** START Records shown **

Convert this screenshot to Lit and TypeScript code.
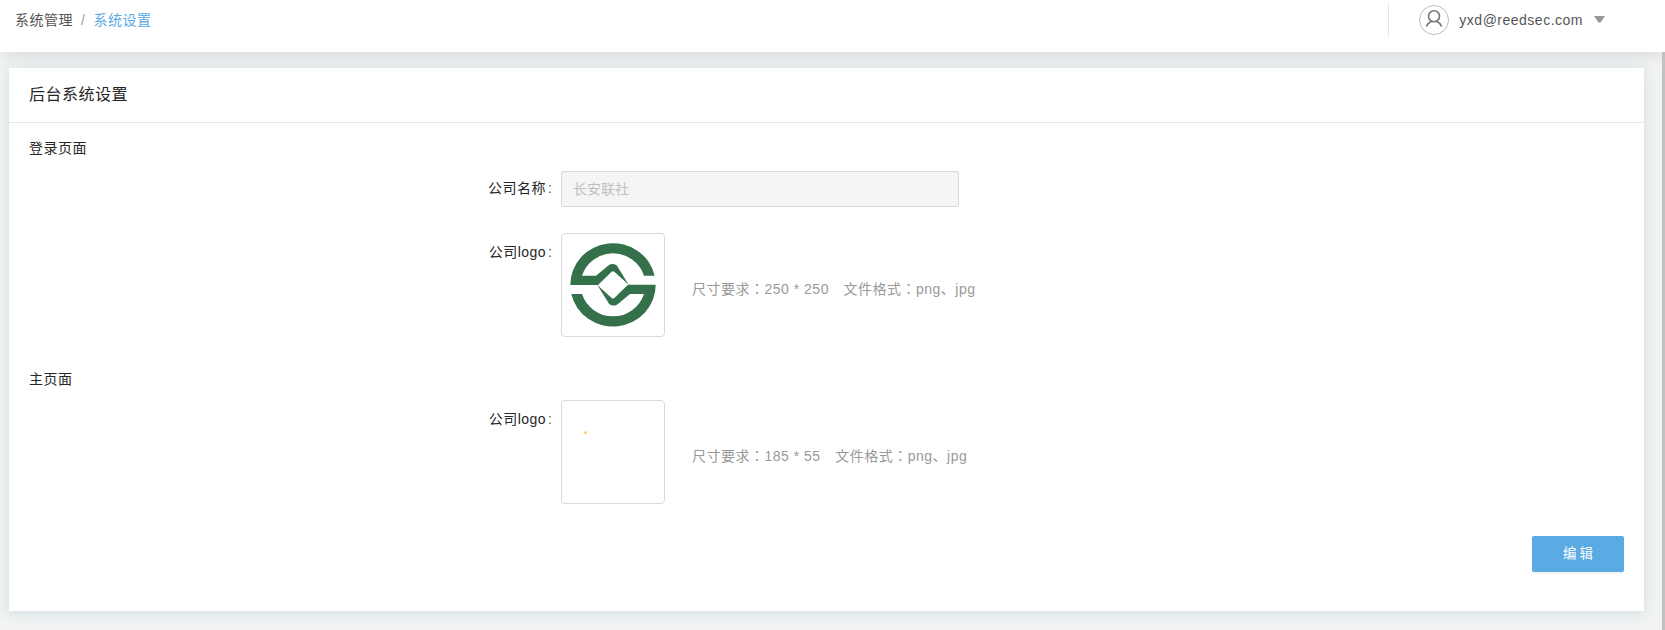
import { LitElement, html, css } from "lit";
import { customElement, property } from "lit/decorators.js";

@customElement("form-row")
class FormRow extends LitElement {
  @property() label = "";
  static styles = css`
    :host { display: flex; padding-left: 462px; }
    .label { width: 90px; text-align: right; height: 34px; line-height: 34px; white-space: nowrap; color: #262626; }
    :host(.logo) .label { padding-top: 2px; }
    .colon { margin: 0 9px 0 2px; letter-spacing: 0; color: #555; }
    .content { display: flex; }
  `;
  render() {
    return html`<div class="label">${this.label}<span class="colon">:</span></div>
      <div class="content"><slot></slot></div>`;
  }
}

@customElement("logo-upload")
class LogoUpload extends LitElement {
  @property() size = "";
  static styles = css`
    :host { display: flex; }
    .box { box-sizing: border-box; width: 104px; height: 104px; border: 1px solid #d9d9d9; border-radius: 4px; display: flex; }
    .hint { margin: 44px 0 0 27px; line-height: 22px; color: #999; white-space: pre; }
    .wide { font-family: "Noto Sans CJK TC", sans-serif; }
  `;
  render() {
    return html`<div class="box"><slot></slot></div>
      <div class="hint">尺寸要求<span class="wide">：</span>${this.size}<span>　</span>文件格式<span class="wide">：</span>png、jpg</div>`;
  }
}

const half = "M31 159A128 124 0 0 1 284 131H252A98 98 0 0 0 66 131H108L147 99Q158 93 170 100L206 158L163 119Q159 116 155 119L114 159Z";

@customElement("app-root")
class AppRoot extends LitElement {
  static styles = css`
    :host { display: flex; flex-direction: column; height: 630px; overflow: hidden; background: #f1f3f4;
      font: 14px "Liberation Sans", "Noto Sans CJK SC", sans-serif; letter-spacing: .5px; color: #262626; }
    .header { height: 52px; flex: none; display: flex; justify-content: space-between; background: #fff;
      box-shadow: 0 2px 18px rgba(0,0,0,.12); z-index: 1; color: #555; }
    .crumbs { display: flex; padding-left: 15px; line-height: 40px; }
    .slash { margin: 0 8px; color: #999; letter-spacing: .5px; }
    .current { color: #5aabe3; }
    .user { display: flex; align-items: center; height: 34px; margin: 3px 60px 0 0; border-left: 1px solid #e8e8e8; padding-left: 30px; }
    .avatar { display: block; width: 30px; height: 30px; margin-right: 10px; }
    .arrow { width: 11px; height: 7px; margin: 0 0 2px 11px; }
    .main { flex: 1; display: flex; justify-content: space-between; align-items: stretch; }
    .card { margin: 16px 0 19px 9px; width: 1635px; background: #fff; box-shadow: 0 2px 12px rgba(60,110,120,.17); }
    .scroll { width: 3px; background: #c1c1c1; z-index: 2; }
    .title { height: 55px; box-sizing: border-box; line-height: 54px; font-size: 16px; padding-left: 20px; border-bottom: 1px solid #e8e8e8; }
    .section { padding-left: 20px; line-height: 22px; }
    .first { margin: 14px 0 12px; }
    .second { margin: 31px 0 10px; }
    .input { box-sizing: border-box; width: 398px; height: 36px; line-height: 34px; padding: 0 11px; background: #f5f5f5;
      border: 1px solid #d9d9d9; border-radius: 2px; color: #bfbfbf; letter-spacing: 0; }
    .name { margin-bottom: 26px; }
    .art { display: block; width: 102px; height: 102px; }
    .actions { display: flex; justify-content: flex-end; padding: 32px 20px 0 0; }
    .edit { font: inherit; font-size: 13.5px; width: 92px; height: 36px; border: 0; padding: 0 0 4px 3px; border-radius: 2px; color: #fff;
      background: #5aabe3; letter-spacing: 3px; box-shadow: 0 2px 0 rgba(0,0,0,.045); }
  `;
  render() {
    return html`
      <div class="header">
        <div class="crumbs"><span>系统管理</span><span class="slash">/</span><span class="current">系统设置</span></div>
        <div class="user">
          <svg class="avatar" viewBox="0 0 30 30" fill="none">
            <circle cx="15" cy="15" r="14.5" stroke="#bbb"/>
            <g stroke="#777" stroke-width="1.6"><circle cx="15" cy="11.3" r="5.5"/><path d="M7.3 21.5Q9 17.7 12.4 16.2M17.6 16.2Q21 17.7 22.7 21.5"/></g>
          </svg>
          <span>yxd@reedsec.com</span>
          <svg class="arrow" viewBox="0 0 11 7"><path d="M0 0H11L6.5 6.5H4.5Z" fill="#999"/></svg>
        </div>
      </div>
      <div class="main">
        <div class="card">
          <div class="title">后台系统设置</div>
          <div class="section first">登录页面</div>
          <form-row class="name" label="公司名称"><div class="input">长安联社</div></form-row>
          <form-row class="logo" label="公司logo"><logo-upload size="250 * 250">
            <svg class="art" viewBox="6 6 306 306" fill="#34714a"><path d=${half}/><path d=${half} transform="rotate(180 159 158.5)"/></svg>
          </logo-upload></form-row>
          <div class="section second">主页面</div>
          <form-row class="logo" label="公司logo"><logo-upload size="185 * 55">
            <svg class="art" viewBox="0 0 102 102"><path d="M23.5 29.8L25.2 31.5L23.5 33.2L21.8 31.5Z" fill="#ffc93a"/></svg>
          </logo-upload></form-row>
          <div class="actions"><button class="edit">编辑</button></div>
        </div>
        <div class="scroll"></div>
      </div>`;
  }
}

** END Records shown **
** START Records shown **

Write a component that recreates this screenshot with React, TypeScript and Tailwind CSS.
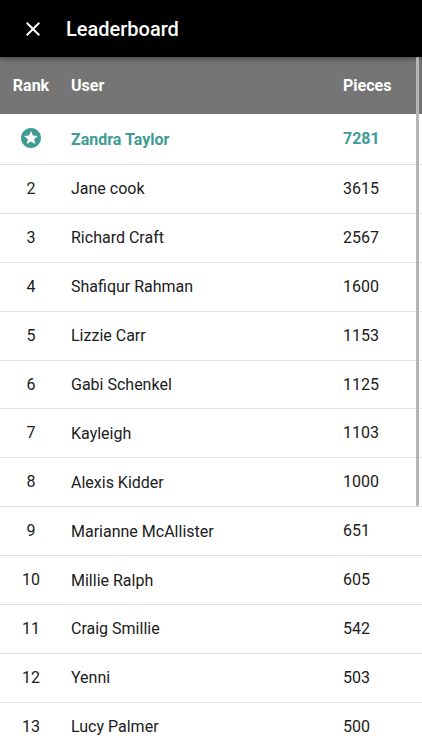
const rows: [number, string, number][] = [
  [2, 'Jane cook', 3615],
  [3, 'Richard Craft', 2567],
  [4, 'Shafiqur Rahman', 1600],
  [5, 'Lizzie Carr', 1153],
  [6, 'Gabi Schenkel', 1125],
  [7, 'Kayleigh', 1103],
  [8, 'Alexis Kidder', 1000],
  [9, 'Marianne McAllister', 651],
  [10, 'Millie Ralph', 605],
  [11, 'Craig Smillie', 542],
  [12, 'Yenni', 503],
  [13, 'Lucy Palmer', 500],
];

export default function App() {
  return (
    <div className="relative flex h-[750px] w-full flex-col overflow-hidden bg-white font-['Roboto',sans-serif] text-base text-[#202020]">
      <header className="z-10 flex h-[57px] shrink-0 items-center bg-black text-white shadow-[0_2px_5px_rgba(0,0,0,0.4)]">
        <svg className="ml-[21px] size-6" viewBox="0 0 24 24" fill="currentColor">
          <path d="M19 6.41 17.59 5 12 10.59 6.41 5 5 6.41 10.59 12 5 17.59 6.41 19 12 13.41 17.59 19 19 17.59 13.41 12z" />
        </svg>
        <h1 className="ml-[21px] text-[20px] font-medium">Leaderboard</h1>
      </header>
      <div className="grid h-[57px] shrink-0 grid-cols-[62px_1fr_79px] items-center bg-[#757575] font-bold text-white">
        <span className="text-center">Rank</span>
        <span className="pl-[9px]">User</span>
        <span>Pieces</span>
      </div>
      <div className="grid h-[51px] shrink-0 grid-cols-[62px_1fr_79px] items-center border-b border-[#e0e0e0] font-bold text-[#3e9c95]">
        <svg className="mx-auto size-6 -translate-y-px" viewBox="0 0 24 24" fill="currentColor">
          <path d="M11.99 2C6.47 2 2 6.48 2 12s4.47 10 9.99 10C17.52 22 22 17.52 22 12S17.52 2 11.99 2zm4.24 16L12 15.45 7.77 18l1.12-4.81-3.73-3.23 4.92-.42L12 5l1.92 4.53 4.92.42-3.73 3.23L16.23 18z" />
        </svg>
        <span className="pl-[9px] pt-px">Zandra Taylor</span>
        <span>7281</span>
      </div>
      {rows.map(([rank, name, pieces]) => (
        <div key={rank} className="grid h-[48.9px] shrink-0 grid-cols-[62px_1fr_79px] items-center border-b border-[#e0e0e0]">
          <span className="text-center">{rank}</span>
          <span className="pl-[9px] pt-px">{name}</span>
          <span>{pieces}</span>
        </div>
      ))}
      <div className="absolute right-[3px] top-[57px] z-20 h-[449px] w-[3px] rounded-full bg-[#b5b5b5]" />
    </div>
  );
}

** END Records shown **
** START Records shown **

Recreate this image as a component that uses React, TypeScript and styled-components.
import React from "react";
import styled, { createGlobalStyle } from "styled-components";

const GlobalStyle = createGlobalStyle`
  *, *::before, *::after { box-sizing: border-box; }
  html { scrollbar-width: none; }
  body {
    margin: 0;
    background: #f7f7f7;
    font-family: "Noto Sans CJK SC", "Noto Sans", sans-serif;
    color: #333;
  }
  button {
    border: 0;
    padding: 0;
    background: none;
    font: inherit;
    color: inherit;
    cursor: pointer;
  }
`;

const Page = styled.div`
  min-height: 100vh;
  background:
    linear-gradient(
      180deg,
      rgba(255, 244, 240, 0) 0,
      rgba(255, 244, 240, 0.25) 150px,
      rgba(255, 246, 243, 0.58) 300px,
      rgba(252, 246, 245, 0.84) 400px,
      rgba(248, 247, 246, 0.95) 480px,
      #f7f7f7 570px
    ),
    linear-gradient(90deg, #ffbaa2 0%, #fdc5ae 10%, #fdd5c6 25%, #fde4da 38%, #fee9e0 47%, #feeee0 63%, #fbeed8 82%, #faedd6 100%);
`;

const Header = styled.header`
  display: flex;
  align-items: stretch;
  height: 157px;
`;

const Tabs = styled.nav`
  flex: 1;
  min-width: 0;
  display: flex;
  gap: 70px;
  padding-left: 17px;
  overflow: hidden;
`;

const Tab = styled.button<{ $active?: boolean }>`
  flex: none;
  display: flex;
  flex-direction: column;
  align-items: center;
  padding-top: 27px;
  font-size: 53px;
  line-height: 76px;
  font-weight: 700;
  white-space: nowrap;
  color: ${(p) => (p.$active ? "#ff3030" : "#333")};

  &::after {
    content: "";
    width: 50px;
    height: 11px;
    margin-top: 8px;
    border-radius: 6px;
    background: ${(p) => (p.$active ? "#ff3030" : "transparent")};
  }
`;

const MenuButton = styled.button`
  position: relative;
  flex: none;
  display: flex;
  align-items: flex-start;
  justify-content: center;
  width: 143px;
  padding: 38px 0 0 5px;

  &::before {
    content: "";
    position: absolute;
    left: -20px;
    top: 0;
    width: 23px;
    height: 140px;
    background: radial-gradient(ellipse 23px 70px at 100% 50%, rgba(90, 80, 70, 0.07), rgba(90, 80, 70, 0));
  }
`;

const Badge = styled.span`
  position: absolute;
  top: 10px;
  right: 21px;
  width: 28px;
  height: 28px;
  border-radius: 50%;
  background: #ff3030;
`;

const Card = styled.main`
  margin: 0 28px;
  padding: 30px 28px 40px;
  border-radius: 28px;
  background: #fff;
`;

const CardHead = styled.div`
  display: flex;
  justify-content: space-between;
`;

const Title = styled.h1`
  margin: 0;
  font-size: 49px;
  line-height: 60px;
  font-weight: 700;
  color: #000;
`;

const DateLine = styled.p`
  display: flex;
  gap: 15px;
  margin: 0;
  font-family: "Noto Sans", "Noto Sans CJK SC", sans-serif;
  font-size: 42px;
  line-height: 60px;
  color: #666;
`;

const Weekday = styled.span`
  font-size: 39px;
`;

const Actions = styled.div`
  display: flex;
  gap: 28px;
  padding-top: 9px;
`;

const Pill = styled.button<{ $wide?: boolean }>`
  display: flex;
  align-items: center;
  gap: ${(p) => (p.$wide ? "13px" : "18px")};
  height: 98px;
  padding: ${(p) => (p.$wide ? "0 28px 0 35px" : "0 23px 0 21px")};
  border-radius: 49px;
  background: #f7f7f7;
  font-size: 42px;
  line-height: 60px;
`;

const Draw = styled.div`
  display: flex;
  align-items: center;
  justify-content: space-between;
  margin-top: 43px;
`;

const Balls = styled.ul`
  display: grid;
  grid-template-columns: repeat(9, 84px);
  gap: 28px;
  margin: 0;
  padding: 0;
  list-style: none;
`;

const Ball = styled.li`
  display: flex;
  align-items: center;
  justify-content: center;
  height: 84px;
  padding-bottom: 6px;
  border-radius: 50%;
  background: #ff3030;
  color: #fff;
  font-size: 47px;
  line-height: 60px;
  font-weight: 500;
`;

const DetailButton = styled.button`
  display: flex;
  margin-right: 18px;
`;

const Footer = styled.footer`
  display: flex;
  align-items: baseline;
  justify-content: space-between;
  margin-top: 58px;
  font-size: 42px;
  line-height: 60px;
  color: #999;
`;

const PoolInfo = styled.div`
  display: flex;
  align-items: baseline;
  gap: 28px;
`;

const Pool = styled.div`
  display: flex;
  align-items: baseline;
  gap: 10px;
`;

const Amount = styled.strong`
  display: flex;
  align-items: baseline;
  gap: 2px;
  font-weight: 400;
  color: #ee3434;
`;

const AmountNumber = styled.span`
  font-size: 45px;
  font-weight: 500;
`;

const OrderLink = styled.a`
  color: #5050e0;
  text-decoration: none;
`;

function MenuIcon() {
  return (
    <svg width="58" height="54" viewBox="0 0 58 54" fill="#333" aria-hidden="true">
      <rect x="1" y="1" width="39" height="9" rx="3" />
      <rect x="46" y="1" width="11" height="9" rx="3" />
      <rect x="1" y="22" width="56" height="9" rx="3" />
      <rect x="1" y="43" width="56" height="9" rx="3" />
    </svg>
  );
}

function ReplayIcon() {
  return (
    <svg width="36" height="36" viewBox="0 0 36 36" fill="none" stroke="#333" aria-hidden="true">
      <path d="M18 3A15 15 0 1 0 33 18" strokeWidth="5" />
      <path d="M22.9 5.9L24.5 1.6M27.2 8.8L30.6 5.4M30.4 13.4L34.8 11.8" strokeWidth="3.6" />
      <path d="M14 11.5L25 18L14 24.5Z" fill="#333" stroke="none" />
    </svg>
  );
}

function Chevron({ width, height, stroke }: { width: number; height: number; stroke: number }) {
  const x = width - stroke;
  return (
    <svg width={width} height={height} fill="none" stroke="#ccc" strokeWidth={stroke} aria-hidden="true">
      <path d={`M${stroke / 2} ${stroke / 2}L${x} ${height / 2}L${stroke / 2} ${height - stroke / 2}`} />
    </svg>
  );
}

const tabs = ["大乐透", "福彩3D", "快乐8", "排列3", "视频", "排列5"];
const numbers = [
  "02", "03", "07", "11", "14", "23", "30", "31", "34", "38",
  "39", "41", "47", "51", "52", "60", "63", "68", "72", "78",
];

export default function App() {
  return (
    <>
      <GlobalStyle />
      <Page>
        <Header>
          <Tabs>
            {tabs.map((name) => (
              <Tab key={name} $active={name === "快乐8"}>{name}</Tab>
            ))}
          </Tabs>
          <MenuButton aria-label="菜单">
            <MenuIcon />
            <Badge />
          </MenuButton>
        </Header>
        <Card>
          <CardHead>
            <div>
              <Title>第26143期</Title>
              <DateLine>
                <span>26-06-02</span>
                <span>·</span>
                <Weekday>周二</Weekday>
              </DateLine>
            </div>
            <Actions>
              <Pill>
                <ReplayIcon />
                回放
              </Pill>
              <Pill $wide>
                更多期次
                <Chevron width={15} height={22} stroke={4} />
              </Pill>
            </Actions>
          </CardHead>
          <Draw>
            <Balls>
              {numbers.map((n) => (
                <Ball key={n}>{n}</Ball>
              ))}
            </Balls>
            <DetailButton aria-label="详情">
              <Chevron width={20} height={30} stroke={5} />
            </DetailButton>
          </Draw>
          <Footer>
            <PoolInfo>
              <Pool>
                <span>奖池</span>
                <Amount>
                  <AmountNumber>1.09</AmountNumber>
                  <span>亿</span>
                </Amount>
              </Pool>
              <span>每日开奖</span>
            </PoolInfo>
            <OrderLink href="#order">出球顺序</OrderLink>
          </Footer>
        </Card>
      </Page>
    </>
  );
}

** END Records shown **

Copy exactly the material above from the line with "Convert this screenshot" to the line with "159A128 124 0", ends included, and nothing else. Leave out any picture.

Convert this screenshot to Lit and TypeScript code.
import { LitElement, html, css } from "lit";
import { customElement, property } from "lit/decorators.js";

@customElement("form-row")
class FormRow extends LitElement {
  @property() label = "";
  static styles = css`
    :host { display: flex; padding-left: 462px; }
    .label { width: 90px; text-align: right; height: 34px; line-height: 34px; white-space: nowrap; color: #262626; }
    :host(.logo) .label { padding-top: 2px; }
    .colon { margin: 0 9px 0 2px; letter-spacing: 0; color: #555; }
    .content { display: flex; }
  `;
  render() {
    return html`<div class="label">${this.label}<span class="colon">:</span></div>
      <div class="content"><slot></slot></div>`;
  }
}

@customElement("logo-upload")
class LogoUpload extends LitElement {
  @property() size = "";
  static styles = css`
    :host { display: flex; }
    .box { box-sizing: border-box; width: 104px; height: 104px; border: 1px solid #d9d9d9; border-radius: 4px; display: flex; }
    .hint { margin: 44px 0 0 27px; line-height: 22px; color: #999; white-space: pre; }
    .wide { font-family: "Noto Sans CJK TC", sans-serif; }
  `;
  render() {
    return html`<div class="box"><slot></slot></div>
      <div class="hint">尺寸要求<span class="wide">：</span>${this.size}<span>　</span>文件格式<span class="wide">：</span>png、jpg</div>`;
  }
}

const half = "M31 159A128 124 0 0 1 284 131H252A98 98 0 0 0 66 131H108L147 99Q158 93 170 100L206 158L163 119Q159 116 155 119L114 159Z";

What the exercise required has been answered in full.